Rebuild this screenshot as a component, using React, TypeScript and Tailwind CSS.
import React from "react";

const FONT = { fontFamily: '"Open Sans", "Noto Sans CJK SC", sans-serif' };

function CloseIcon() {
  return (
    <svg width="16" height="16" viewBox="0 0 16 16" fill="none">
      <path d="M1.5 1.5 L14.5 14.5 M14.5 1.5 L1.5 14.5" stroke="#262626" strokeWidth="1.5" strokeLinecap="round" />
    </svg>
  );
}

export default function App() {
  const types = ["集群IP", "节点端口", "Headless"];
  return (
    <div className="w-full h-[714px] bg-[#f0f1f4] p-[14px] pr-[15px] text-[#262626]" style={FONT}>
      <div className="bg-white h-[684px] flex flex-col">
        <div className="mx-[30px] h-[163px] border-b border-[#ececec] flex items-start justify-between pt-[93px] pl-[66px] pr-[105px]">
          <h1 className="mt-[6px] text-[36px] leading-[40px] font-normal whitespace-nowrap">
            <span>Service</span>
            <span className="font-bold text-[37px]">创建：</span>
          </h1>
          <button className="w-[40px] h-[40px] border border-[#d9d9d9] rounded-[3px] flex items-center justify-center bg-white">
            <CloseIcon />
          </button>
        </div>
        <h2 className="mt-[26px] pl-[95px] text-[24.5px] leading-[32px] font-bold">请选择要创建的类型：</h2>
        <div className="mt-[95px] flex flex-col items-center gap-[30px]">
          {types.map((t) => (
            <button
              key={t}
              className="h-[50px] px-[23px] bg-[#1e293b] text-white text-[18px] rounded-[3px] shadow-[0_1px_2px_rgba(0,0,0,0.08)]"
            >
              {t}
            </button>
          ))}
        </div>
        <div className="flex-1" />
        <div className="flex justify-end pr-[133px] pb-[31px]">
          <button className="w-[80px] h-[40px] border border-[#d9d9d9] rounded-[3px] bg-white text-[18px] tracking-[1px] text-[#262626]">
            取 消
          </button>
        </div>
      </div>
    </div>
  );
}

**What the task requires**
Reproduce the complete data exactly as presented above.

**Output of the task**
Rebuild this screenshot as a component, using React, TypeScript and Tailwind CSS.
import React from "react";

const FONT = { fontFamily: '"Open Sans", "Noto Sans CJK SC", sans-serif' };

function CloseIcon() {
  return (
    <svg width="16" height="16" viewBox="0 0 16 16" fill="none">
      <path d="M1.5 1.5 L14.5 14.5 M14.5 1.5 L1.5 14.5" stroke="#262626" strokeWidth="1.5" strokeLinecap="round" />
    </svg>
  );
}

export default function App() {
  const types = ["集群IP", "节点端口", "Headless"];
  return (
    <div className="w-full h-[714px] bg-[#f0f1f4] p-[14px] pr-[15px] text-[#262626]" style={FONT}>
      <div className="bg-white h-[684px] flex flex-col">
        <div className="mx-[30px] h-[163px] border-b border-[#ececec] flex items-start justify-between pt-[93px] pl-[66px] pr-[105px]">
          <h1 className="mt-[6px] text-[36px] leading-[40px] font-normal whitespace-nowrap">
            <span>Service</span>
            <span className="font-bold text-[37px]">创建：</span>
          </h1>
          <button className="w-[40px] h-[40px] border border-[#d9d9d9] rounded-[3px] flex items-center justify-center bg-white">
            <CloseIcon />
          </button>
        </div>
        <h2 className="mt-[26px] pl-[95px] text-[24.5px] leading-[32px] font-bold">请选择要创建的类型：</h2>
        <div className="mt-[95px] flex flex-col items-center gap-[30px]">
          {types.map((t) => (
            <button
              key={t}
              className="h-[50px] px-[23px] bg-[#1e293b] text-white text-[18px] rounded-[3px] shadow-[0_1px_2px_rgba(0,0,0,0.08)]"
            >
              {t}
            </button>
          ))}
        </div>
        <div className="flex-1" />
        <div className="flex justify-end pr-[133px] pb-[31px]">
          <button className="w-[80px] h-[40px] border border-[#d9d9d9] rounded-[3px] bg-white text-[18px] tracking-[1px] text-[#262626]">
            取 消
          </button>
        </div>
      </div>
    </div>
  );
}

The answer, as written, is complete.